# Iso ebling truckside mount for 2003 f250



## Greenery (Jun 23, 2007)

Like the title says, I'm looking for a ebling truckside mount for a 1999-2004 f250?


----------



## m_ice (Aug 12, 2012)

Worst case you can have Ebling ship you a new one


----------



## Greenery (Jun 23, 2007)

Right, I'm just not trying to pay about 2 grand just to be ale to put this plow on a different truck. $900+ and shipping for a mount. Then I will need to update to the adjustable plow-side forks for it to fit a Ford truck-side receiver.

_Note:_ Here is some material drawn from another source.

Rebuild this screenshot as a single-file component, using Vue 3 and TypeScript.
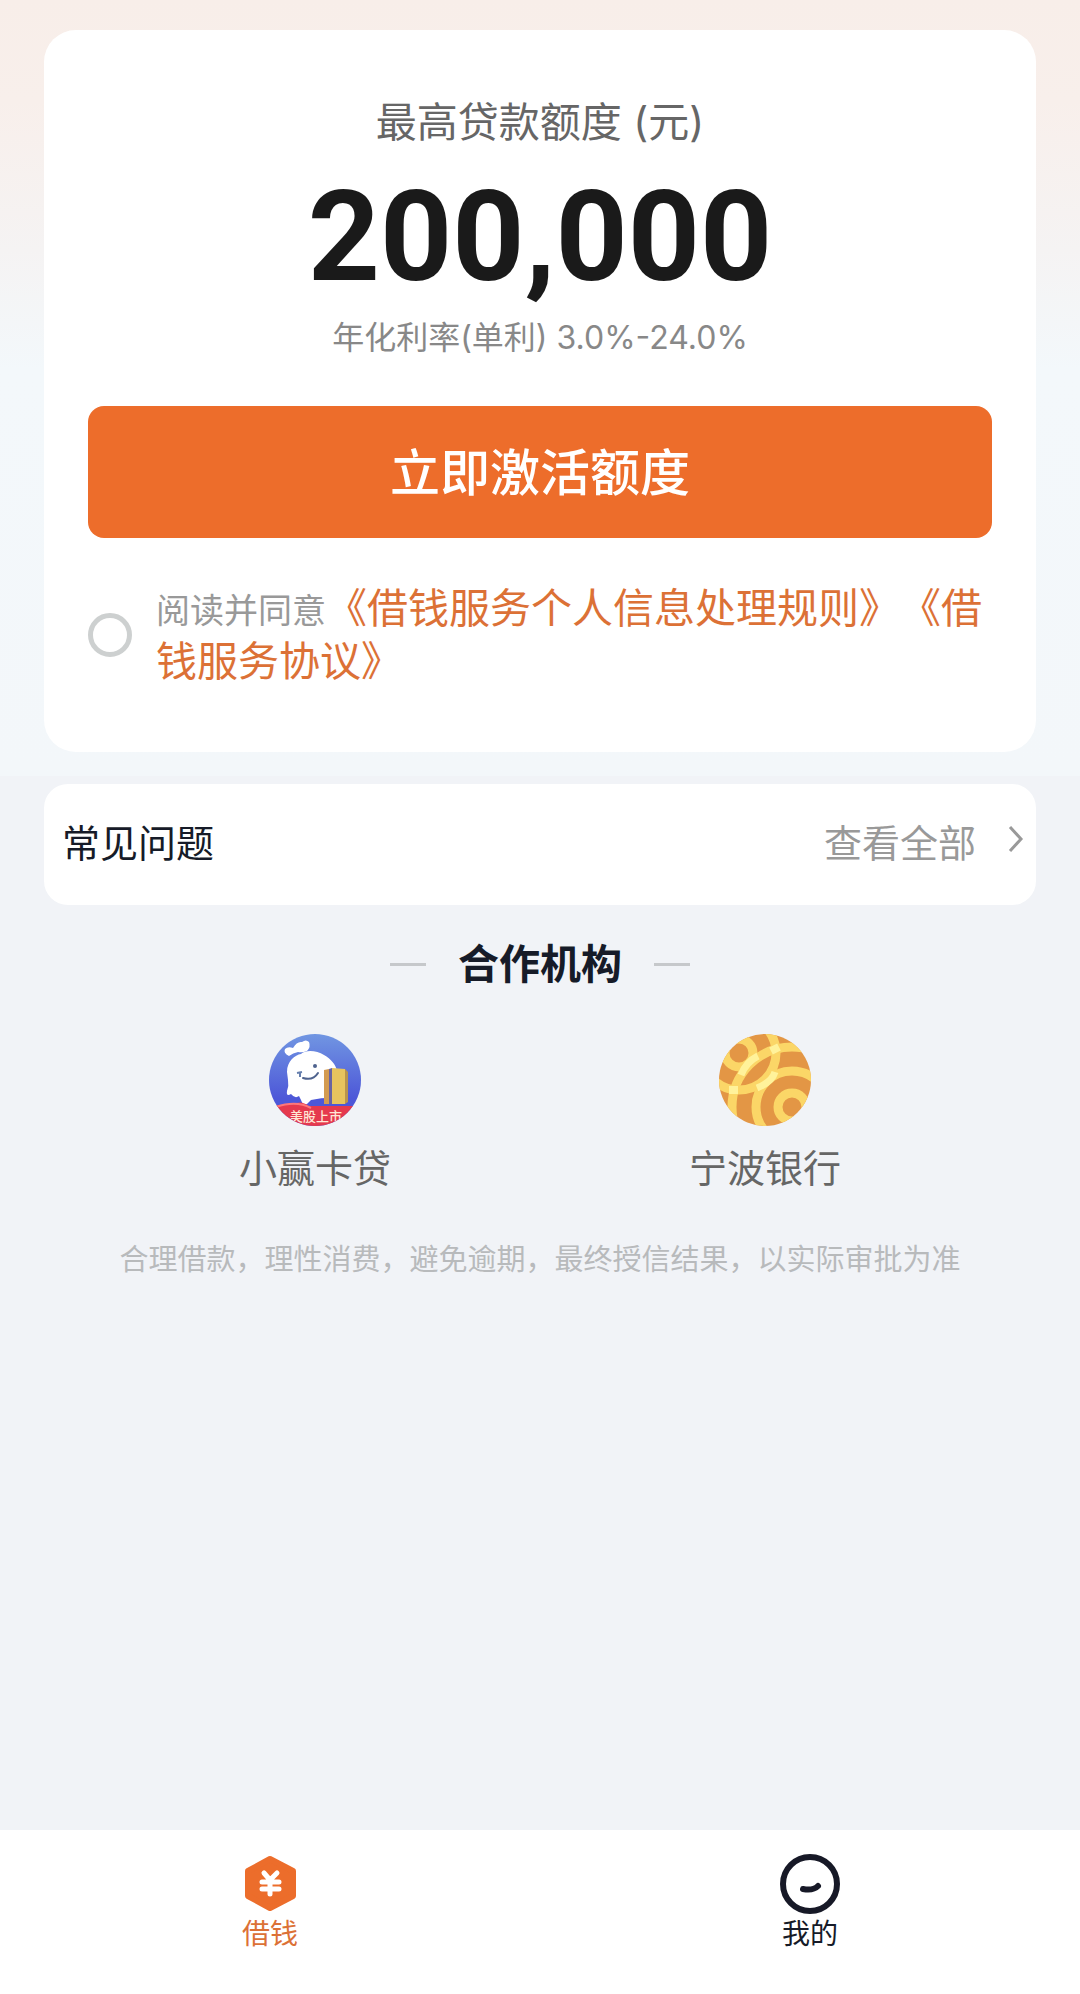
<script setup lang="ts">
import { ref } from 'vue'

const agreed = ref(false)
const notice = '合理借款，理性消费，避免逾期，最终授信结果，以实际审批为准'
</script>

<template>
  <div class="page">
    <section class="hero">
      <div class="card quota">
        <h1 class="quota-title">最高贷款额度 (元)</h1>
        <p class="amount">200,000</p>
        <p class="rate">年化利率(单利) 3.0%-24.0%</p>
        <button class="activate" type="button">立即激活额度</button>
        <div class="agreement">
          <input id="agree" v-model="agreed" class="agree-box" type="checkbox" />
          <p class="agree-text"><label for="agree">阅读并同意</label><a href="#rules">《借钱服务个人信息处理规则》</a><a href="#service">《借钱服务协议》</a></p>
        </div>
      </div>
    </section>

    <main class="content">
      <section class="card faq">
        <h2 class="faq-title">常见问题</h2>
        <a class="faq-link" href="#faq">
          查看全部
          <svg class="chevron" viewBox="0 0 16 36" aria-hidden="true">
            <path d="M2 2 L13 14 L2 26" fill="none" stroke="#999" stroke-width="3" />
          </svg>
        </a>
      </section>

      <h2 class="partner-title">合作机构</h2>
      <ul class="partners">
        <li class="partner">
          <svg class="logo" viewBox="0 0 92 92" aria-hidden="true">
            <defs>
              <linearGradient id="sky" x1="0" y1="0" x2="0" y2="1">
                <stop offset="0" stop-color="#7196e2" />
                <stop offset="0.7" stop-color="#4d57d8" />
              </linearGradient>
              <clipPath id="disc"><circle cx="46" cy="46" r="46" /></clipPath>
            </defs>
            <g clip-path="url(#disc)">
              <rect width="92" height="92" fill="url(#sky)" />
              <path d="M20 22 Q14 19 16 15 Q19 12 24 14 Q28 7 33 8 Q37 5 40 8 Q42 13 38 17 Q33 19 29 18 Q24 19 20 22 Z" fill="#fff" />
              <path d="M18 38 C18 27 26 21 32 20 C38 15 48 17 55 21 C62 25 67 31 68 37 V64 Q56 63 42 66 L38 70 Q34 72 32 66 L30 62 Q26 65 22 60 Q17 63 18 57 Q20 52 19 46 Z" fill="#fff" />
              <path d="M28 39 L33 38 M31 38 V43" fill="none" stroke="#667fae" stroke-width="2" />
              <circle cx="46" cy="32" r="2" fill="#4f638e" />
              <path d="M34 44 Q44 47 49 39" fill="none" stroke="#4f638e" stroke-width="2" stroke-linecap="round" />
              <path d="M55 36 L60 35 V70 H55 Z" fill="#d39b50" />
              <path d="M60 35 L63 34 V70 H60 Z" fill="#6964a1" />
              <path d="M63 34 L76 35 V70 H63 Z" fill="#e7c45e" />
              <path d="M76 35 L79 38 V68 L76 70 Z" fill="#b8944d" />
              <path d="M0 71 Q15 72 25 70 Q32 66 40 72 H92 V92 H0 Z" fill="#e5394e" />
              <path d="M7 73 Q27 66 42 74" fill="none" stroke="#ff7778" stroke-width="2" />
              <text x="47" y="87" text-anchor="middle" class="logo-text">美股上市</text>
            </g>
          </svg>
          <span class="partner-name">小赢卡贷</span>
        </li>
        <li class="partner">
          <svg class="logo" viewBox="0 0 92 92" aria-hidden="true">
            <defs>
              <clipPath id="coin"><circle cx="46" cy="46" r="46" /></clipPath>
            </defs>
            <g clip-path="url(#coin)">
              <rect width="92" height="92" fill="#e39645" />
              <g fill="none" stroke="#fbd667" stroke-width="9">
                <circle cx="20" cy="19" r="14" />
                <circle cx="20" cy="19" r="37" />
                <circle cx="73" cy="73" r="14" />
                <circle cx="73" cy="73" r="36" />
                <circle cx="73" cy="73" r="60" />
              </g>
              <path d="M22 41 Q27 28 39 22 M38 54 Q53 48 56 38" fill="none" stroke="#fff29b" stroke-width="7" />
              <path d="M10 56 H19 M52 17 L60 13" stroke="#fff29b" stroke-width="8" />
            </g>
          </svg>
          <span class="partner-name">宁波银行</span>
        </li>
      </ul>
      <p class="notice">{{ notice }}</p>
    </main>

    <nav class="tabs">
      <a class="tab active" href="#borrow">
        <svg class="tab-icon" viewBox="0 0 60 60" aria-hidden="true">
          <path d="M30 5 L53 17 V42 L30 54 L8 42 V17 Z" fill="#ec6d2b" stroke="#ec6d2b" stroke-width="6" stroke-linejoin="round" />
          <path d="M24 19 L30 26 L37 19 M22 28 H39 M22 35 H39 M30 27 V40" fill="none" stroke="#fff" stroke-width="5" stroke-linecap="round" />
        </svg>
        借钱
      </a>
      <a class="tab" href="#mine">
        <svg class="tab-icon" viewBox="0 0 60 60" aria-hidden="true">
          <circle cx="30" cy="30" r="27" fill="#fff" stroke="#171927" stroke-width="6" />
          <path d="M23 35 Q33 37 38 32" fill="none" stroke="#171927" stroke-width="6" stroke-linecap="round" />
        </svg>
        我的
      </a>
    </nav>
  </div>
</template>

<style>
body {
  margin: 0;
}
</style>

<style scoped>
.page {
  display: flex;
  flex-direction: column;
  min-height: 100vh;
  background: #f1f3f7;
  color: #161b28;
  font-family: Inter, "Noto Sans CJK SC", sans-serif;
  text-spacing-trim: space-all;
}

h1,
h2,
p,
ul {
  margin: 0;
  padding: 0;
  font-weight: 400;
}

a {
  text-decoration: none;
}

.hero {
  padding: 30px 44px 24px;
  background: linear-gradient(#f8eee9 0, #f8efeb 100px, #f5f3f3 250px, #f3f8fb 370px, #f3f7fa);
}

.card {
  background: #fff;
}

.quota {
  padding: 64px 44px;
  border-radius: 32px;
  text-align: center;
}

.quota-title {
  color: #666;
  font-size: 41px;
  line-height: 56px;
}

.amount {
  margin-top: 20px;
  color: #1a1a1a;
  font-family: Roboto, sans-serif;
  font-size: 126px;
  font-weight: 700;
  line-height: 134px;
}

.rate {
  margin-top: 12px;
  color: #888;
  font-size: 32px;
  line-height: 44px;
}

.activate {
  display: block;
  width: 100%;
  height: 132px;
  margin-top: 46px;
  padding: 0 0 6px;
  border: 0;
  border-radius: 16px;
  background: #ed6d2b;
  color: #fff;
  font-family: inherit;
  font-size: 50px;
  font-weight: 500;
}

.agreement {
  display: flex;
  align-items: center;
  gap: 24px;
  margin-top: 44px;
  text-align: left;
}

.agree-box {
  flex: none;
  width: 44px;
  height: 44px;
  margin: 0;
  border: 5px solid #cdd0d0;
  border-radius: 50%;
  background: #fff;
  appearance: none;
}

.agree-box:checked {
  border-color: #ed6d2b;
  background: #ed6d2b;
}

.agree-text {
  flex: 1;
  font-size: 41px;
  line-height: 53px;
}

.agree-text label {
  color: #999;
  font-size: 34px;
  line-height: 34px;
}

.agree-text a {
  color: #dc7136;
}

.content {
  flex: 1;
  padding: 8px 44px 40px;
}

.faq {
  display: flex;
  align-items: center;
  justify-content: space-between;
  padding: 35px 12px 38px 18px;
  border-radius: 24px;
  font-size: 38px;
  line-height: 48px;
}

.faq-title {
  font-size: 38px;
}

.faq-link {
  display: flex;
  align-items: center;
  gap: 32px;
  color: #999;
}

.chevron {
  width: 16px;
  height: 36px;
}

.partner-title {
  display: flex;
  align-items: center;
  justify-content: center;
  gap: 32px;
  margin-top: 31px;
  font-size: 41px;
  font-weight: 700;
  line-height: 56px;
}

.partner-title::before,
.partner-title::after {
  width: 36px;
  height: 3px;
  background: #c6c8cb;
  content: "";
}

.partners {
  display: flex;
  margin-top: 42px;
  padding: 0 46px;
  list-style: none;
}

.partner {
  display: flex;
  flex: 1;
  flex-direction: column;
  align-items: center;
  gap: 18px;
}

.logo {
  width: 92px;
  height: 92px;
}

.logo-text {
  fill: #ffe6d6;
  font-size: 13px;
  font-weight: 500;
}

.partner-name {
  color: #666;
  font-size: 38px;
  line-height: 48px;
}

.notice {
  margin-top: 48px;
  color: #b8babc;
  font-size: 29px;
  line-height: 40px;
  text-align: center;
}

.tabs {
  display: flex;
  padding: 24px 0 40px;
  background: #fff;
}

.tab {
  display: flex;
  flex: 1;
  flex-direction: column;
  align-items: center;
  color: #161b28;
  font-size: 28px;
  line-height: 40px;
}

.tab.active {
  color: #dc7136;
}

.tab-icon {
  width: 60px;
  height: 60px;
}
</style>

Not sure how much those are, but with everything else ebling I'm sure its going to be about a grand.

Its basically a throw away plow at that point.


----------



## Avalanche 2500 (Dec 31, 2015)

Maybe give this guy a call ??
https://minneapolis.craigslist.org/hnp/pts/d/minneapolis-used-snow-plow-mounts-ford/7199696062.html


----------



## veggin psd (Feb 8, 2007)

Greenery said:


> Right, I'm just not trying to pay about 2 grand just to be ale to put this plow on a different truck. $900+ and shipping for a mount. Then I will need to update to the adjustable plow-side forks for it to fit a Ford truck-side receiver. Not sure how much those are, but with everything else ebling I'm sure its going to be about a grand.
> 
> Its basically a throw away plow at that point.

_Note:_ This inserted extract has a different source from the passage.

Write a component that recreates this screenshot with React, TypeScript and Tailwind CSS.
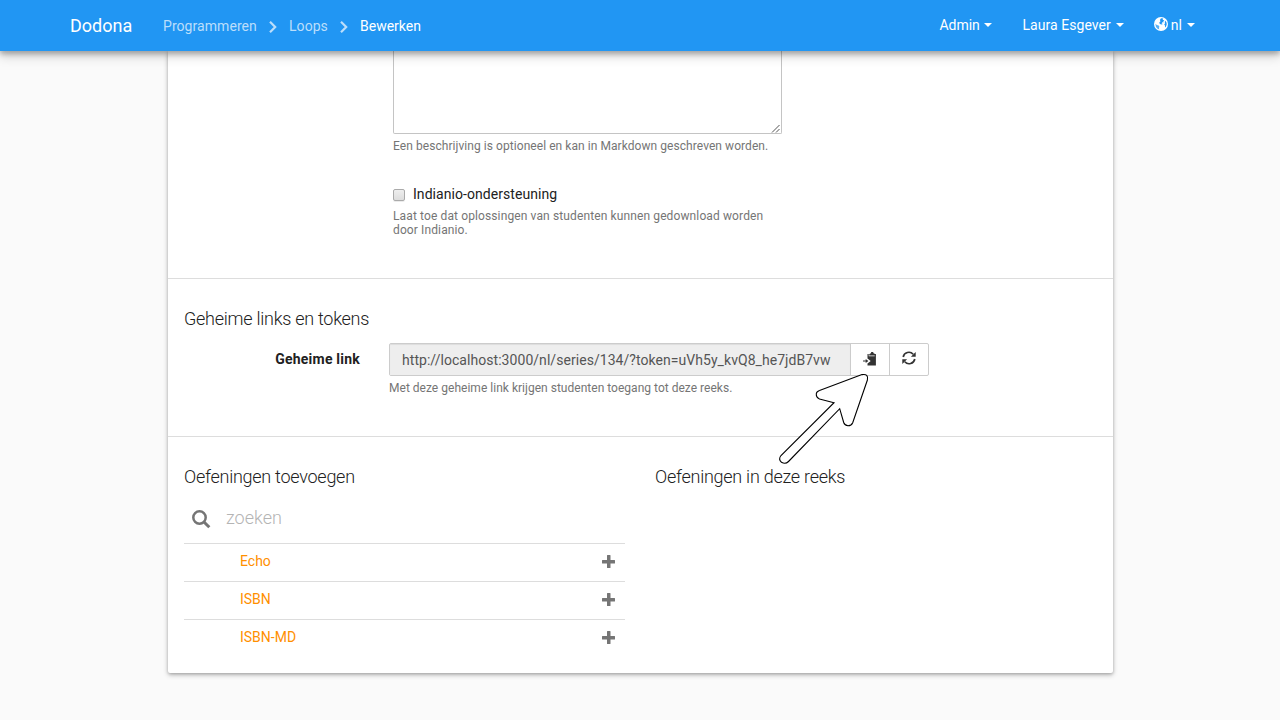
import React from "react";

const Caret = () => (
  <span className="ml-[5px] h-0 w-0 border-x-4 border-t-4 border-x-transparent border-t-white" />
);

const Chevron = () => (
  <svg className="mx-[11px] mt-[1px] shrink-0" width="10" height="14" viewBox="0 0 10 14" fill="none">
    <path d="M2 1.800 7.200 7 2 12.200" stroke="#bbdefb" strokeWidth="2.200" />
  </svg>
);

const Plus = () => (
  <svg width="13" height="13" viewBox="0 0 13 13" className="shrink-0">
    <path d="M5.500 0h2.500q.5 0 .5.5V5h4q.5 0 .5.5V8q0 .5-.5.5h-4v4q0 .5-.5.5H5.500q-.5 0-.5-.5v-4H.5Q0 8.500 0 8V5.500Q0 5 .5 5H5V.5q0-.5.5-.5z" fill="#757575" />
  </svg>
);

const Globe = () => (
  <svg width="14" height="14" viewBox="0 0 14 14" className="mr-[3px] -mt-[3px]">
    <circle cx="7" cy="7" r="7" fill="#fff" />
    <path d="M7 1.300 9.300 1.500 8.600 2.700 10.400 3.400 9.200 4.300 9.800 5.200 8.300 5.300 7.600 6.500 8.900 7.100 7.700 7.600 5.800 6.900 5.300 5.500 6.500 4.300 5.900 3.100z" fill="#2196f3" />
    <path d="M11.400 3.700 12.600 5.800 12.700 7.600 12 9.500 11 10.600 11 8.600 10.200 7.200 11.200 6.300 10.700 5z" fill="#2196f3" />
    <path d="M1.400 6.800 2.900 7.900 4.700 8.500 5.400 9.800 4.900 11 5.300 12.500 3.300 11.500 1.900 9.700z" fill="#2196f3" opacity=".75" />
  </svg>
);

const Row = ({ name }: { name: string }) => (
  <div className="flex h-[38px] items-center justify-between border-t border-[#dddddd] pr-[10px] pb-[2px] pl-14">
    <span className="pb-[2px] text-sm text-[#ff8f00]">{name}</span>
    <Plus />
  </div>
);

const heading = "text-[18px] leading-5 font-light whitespace-nowrap tracking-[-0.26px]";

export default function App() {
  return (
    <div className="relative flex h-[720px] w-[1280px] flex-col overflow-hidden bg-[#fafafa] font-['Roboto',sans-serif] text-sm leading-5 text-[#212121]">
      <header className="z-10 flex h-[51px] shrink-0 items-center justify-between bg-[#2196f3] pr-[85px] pl-[70px] text-white shadow-[0_5px_11px_rgba(0,0,0,0.18),0_3px_5px_rgba(0,0,0,0.25)]">
        <div className="flex items-center">
          <span className="w-[93px] text-[18px]">Dodona</span>
          <nav className="flex items-center pt-[1px]">
            <span className="w-[94px] tracking-[0.06px] text-[#bbdefb]">Programmeren</span>
            <Chevron />
            <span className="w-[39px] tracking-[0.06px] text-[#bbdefb]">Loops</span>
            <Chevron />
            <span>Bewerken</span>
          </nav>
        </div>
        <div className="flex items-center gap-[30px] pb-[1px]">
          <span className="flex items-center"><span className="w-10">Admin</span><Caret /></span>
          <span className="flex items-center tracking-[0.06px]">Laura Esgever<Caret /></span>
          <span className="flex items-center"><Globe />nl<Caret /></span>
        </div>
      </header>

      <main className="ml-[168px] flex h-[622px] w-[945px] shrink-0 flex-col rounded-b-[2px] bg-white shadow-[0_2px_5px_rgba(0,0,0,0.26),0_1px_3px_rgba(0,0,0,0.16)]">
        <section className="h-[228px] shrink-0 border-b border-[#dddddd] pl-[225px]">
          <div className="flex h-[83px] w-[389px] items-end justify-end rounded-b-[2px] border border-t-0 border-[#c4c4c4] pr-[1px]">
            <svg width="9" height="9" viewBox="0 0 9 9">
              <path d="M1 8.500 8.500 1M5 8.500 8.500 5" stroke="#555" strokeWidth="1" />
            </svg>
          </div>
          <p className="mt-[5px] text-xs leading-[14px] tracking-[0.06px] text-[#757575]">
            Een beschrijving is optioneel en kan in Markdown geschreven worden.
          </p>
          <div className="mt-[31px] flex items-center">
            <span className="mt-[1px] mr-[8px] h-3 w-3 rounded-[2px] border border-[#aaaaaa] bg-linear-to-b from-[#eeeeee] to-[#dddddd] shadow-[0_1px_0_rgba(0,0,0,0.08)]" />
            <span className="tracking-[0.06px]">Indianio-ondersteuning</span>
          </div>
          <p className="mt-[5px] w-[389px] text-xs leading-[14px] tracking-[0.12px] text-[#757575]">
            Laat toe dat oplossingen van studenten kunnen gedownload worden<br />
            door Indianio.
          </p>
        </section>

        <section className="h-[158px] shrink-0 border-b border-[#dddddd] px-4 pt-[30px]">
          <h2 className={heading}>Geheime links en tokens</h2>
          <div className="mt-[14px] flex">
            <div className="w-[205px] pt-[6px] pr-[29px] text-right font-bold tracking-[0.22px]">Geheime link</div>
            <div>
              <div className="flex h-[33px] w-[540px] rounded-[2px] border border-[#cccccc]">
                <div className="flex w-[460px] shrink-0 items-center bg-[#eeeeee] pl-3 tracking-[0.05px] text-[#555555] shadow-[inset_0_1px_1px_rgba(0,0,0,0.075)]">
                  http://localhost:3000/nl/series/134/?token=uVh5y_kvQ8_he7jdB7vw
                </div>
                <div className="flex w-[39px] shrink-0 border-l border-[#cccccc] pt-[7px] pl-[11px]">
                  <svg width="15" height="16" viewBox="0 0 15 16" fill="#333">
                    <path d="M5.500 3h1.200v2.200h6V3h1.200v11.500H5.500v-2L8.700 10 5.500 7.500z" />
                    <path d="M7.200 4.600V3.200l1.500-1h.4V1.100h2.200v1.100h.6l1.300 1v1.400z" />
                    <path d="M1 9.400h2.700V7.900L6.400 10 3.700 12.100v-1.500H1z" />
                  </svg>
                </div>
                <div className="flex w-[39px] shrink-0 border-l border-[#cccccc] pt-[7px] pl-[12px]">
                  <svg width="14" height="14" viewBox="0 0 14 14">
                    <path d="M1.200 6A5.800 5.800 0 0 1 11.200 3.200M12.800 8A5.800 5.800 0 0 1 2.800 10.800" fill="none" stroke="#333" strokeWidth="1.700" />
                    <path d="M13.700.9v4.800H8.900zM.3 13.100V8.300h4.800z" fill="#333" />
                  </svg>
                </div>
              </div>
              <p className="mt-[5px] text-xs leading-[14px] tracking-[0.02px] text-[#757575]">
                Met deze geheime link krijgen studenten toegang tot deze reeks.
              </p>
            </div>
          </div>
        </section>

        <section className="flex flex-1 gap-[30px] px-4 pt-[30px]">
          <div className="w-[441px]">
            <h2 className={heading}>Oefeningen toevoegen</h2>
            <div className="mt-[14px] flex h-[42px] items-start pl-[8px]">
              <svg className="mt-[9px] mr-[15px]" width="19" height="19" viewBox="0 0 19 19" fill="none" stroke="#757575">
                <circle cx="7.500" cy="7.500" r="6.200" strokeWidth="2.500" />
                <path d="M12 12l5.300 5.300" strokeWidth="3" />
              </svg>
              <span className="mt-[7px] text-[18px] font-light text-[#b4b4b4]">zoeken</span>
            </div>
            <Row name="Echo" />
            <Row name="ISBN" />
            <Row name="ISBN-MD" />
          </div>
          <div className="flex-1">
            <h2 className={heading}>Oefeningen in deze reeks</h2>
          </div>
        </section>
      </main>

      <svg className="absolute top-[370px] left-[775px] z-20" width="98" height="98" viewBox="775 370 98 98">
        <path d="M862 374.600 Q868.700 373.500 867.400 380 L852.700 422.700 Q851.500 425.700 848 425.700 Q844.700 425.500 843.700 422.500 L839.700 408.700 L788.500 461.500 Q785.500 464.500 781.500 462.300 Q778 459.200 781 455.500 L834 402.700 L819.500 399 Q816 397.500 816.300 393.800 Q816.500 391.500 819.500 390.500 Z" fill="#fff" stroke="#000" strokeWidth="1.100" />
      </svg>
    </div>
  );
}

Im not sure what what truck you are moving that ebling from, But if memory serves, Dodge and ford are the same fork width. again not entirely sure. If you reach a point that you wash your hands, I may be interested in another ebling. let me know if it comes to it. I have three fords with eblings and wouldnt send trucks out without them. Anyway, i may be interested....


----------



## Cutter1 (Jul 28, 2000)

I have one Its off at 2012 ford f250 but im sure it can be altered if need be


----------